A well-written resume is clear, concise, and easy to read and understand. It gives personal data, career objectives, education, work experience, descriptions of relevant competencies, activities, and personal information, names, addresses, and telephone numbers of references. Because resumes can be falsified easily, managers may request references and conduct reference checks. In making a final selection, most organizations rely on a combination of interviews and tests.
Although commonly used, interviews don’t always predict on-the-job performance accurately. Research indicates that interviewers tend to decide about a person early in the interview and then spend the rest of the time seeking information to support that decision. It is evident that a strategic planning process – formulating the mission, goals and measurable objectives – totally permeates an institution and that departments in the institution have to formulate their own role in relation to, and in accordance with, the overall strategy.

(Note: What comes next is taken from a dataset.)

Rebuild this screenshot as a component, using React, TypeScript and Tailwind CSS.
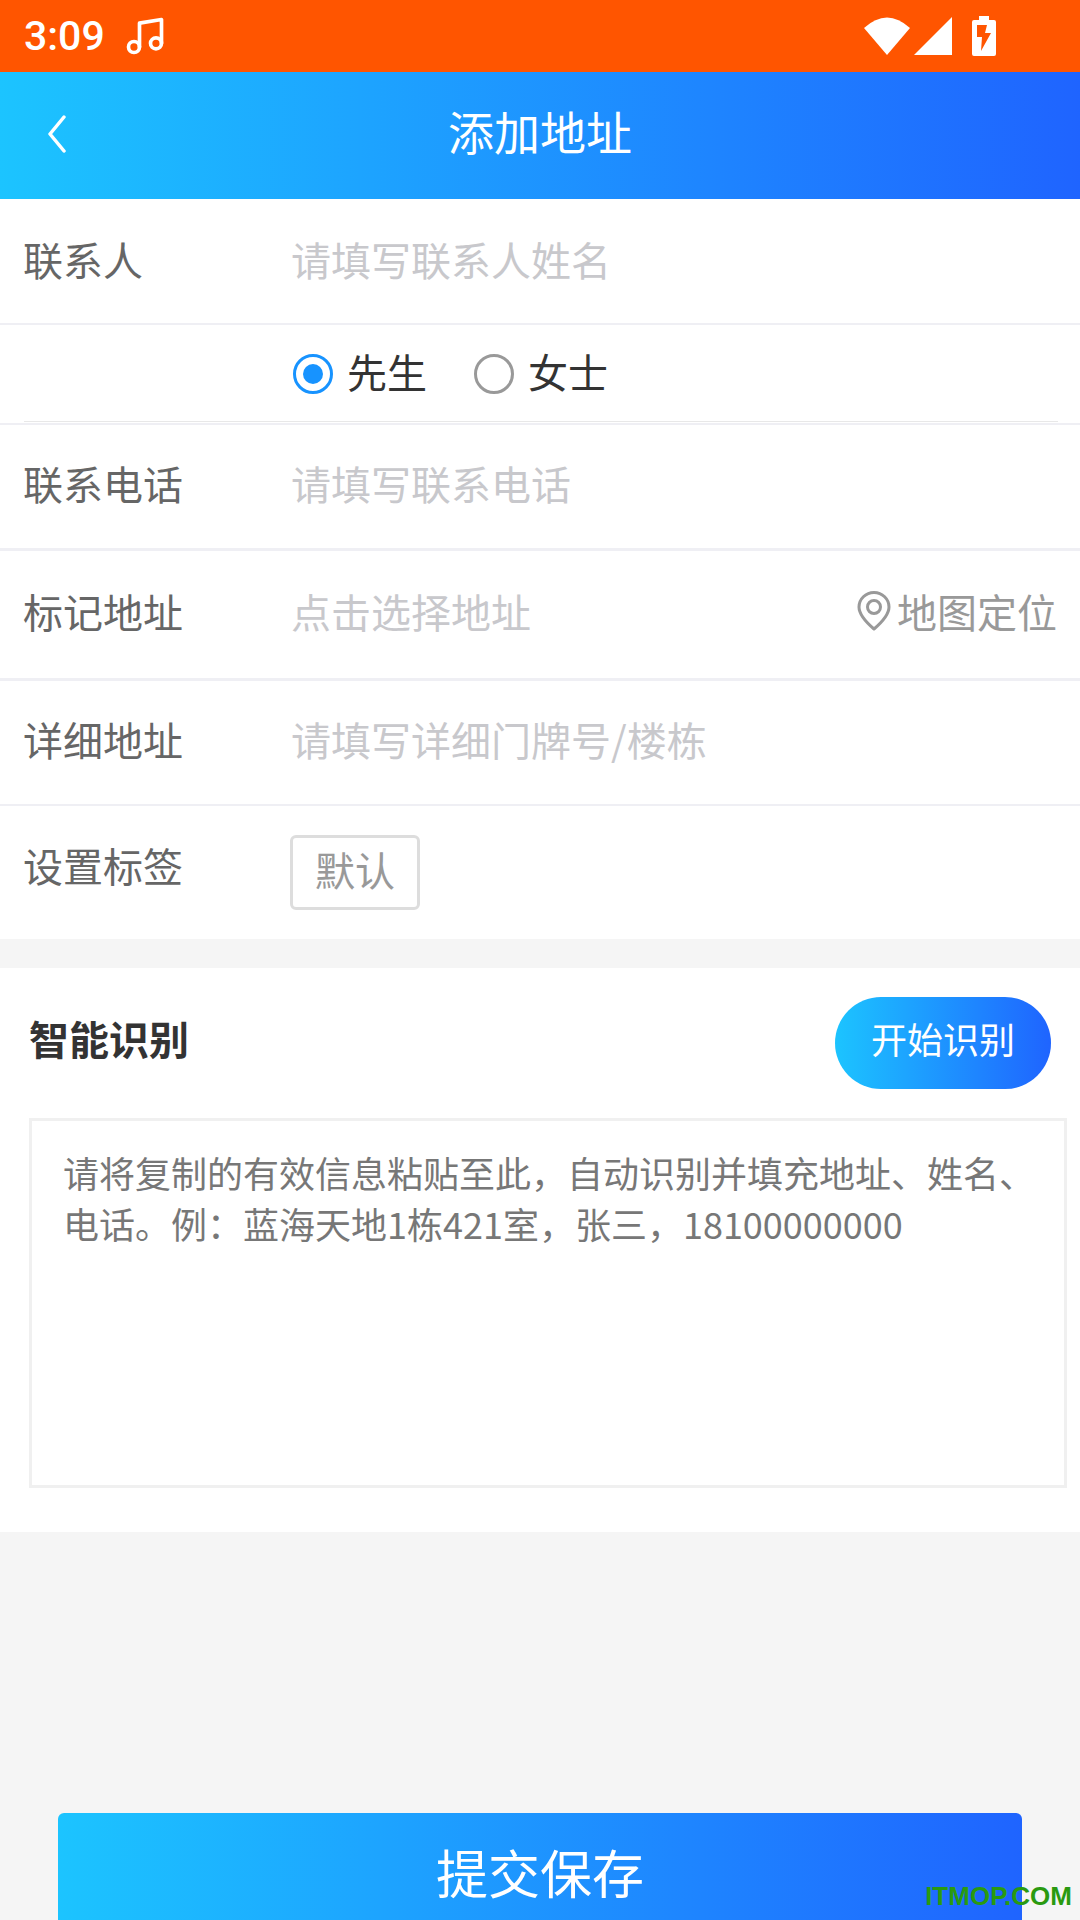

It is also important that the development of a strategic plan involves the staff if one wants it to succeed. The involvement of the staff comes in two ways. The first is, of course, the obvious one that staff members ought to be part of the process of formulating goals and objectives. The other concerns the staff as being the focus of a part of the overall strategic planning process (Leif Kajberg).
It is seen that strategic planning for the staff is supposed to be much more than a systematic effort and strategy than just emphasising the need for a strengthening of continuing education and professional development. The mapping of competencies at different levels and different categories is a useful tool. The levels are individual, institutional and departmental. The important thing is, of course, that the mapping relates to the overall mission, goals and objectives of the institution. In this sense the development of staff competencies becomes a tool in the process of reaching the goals.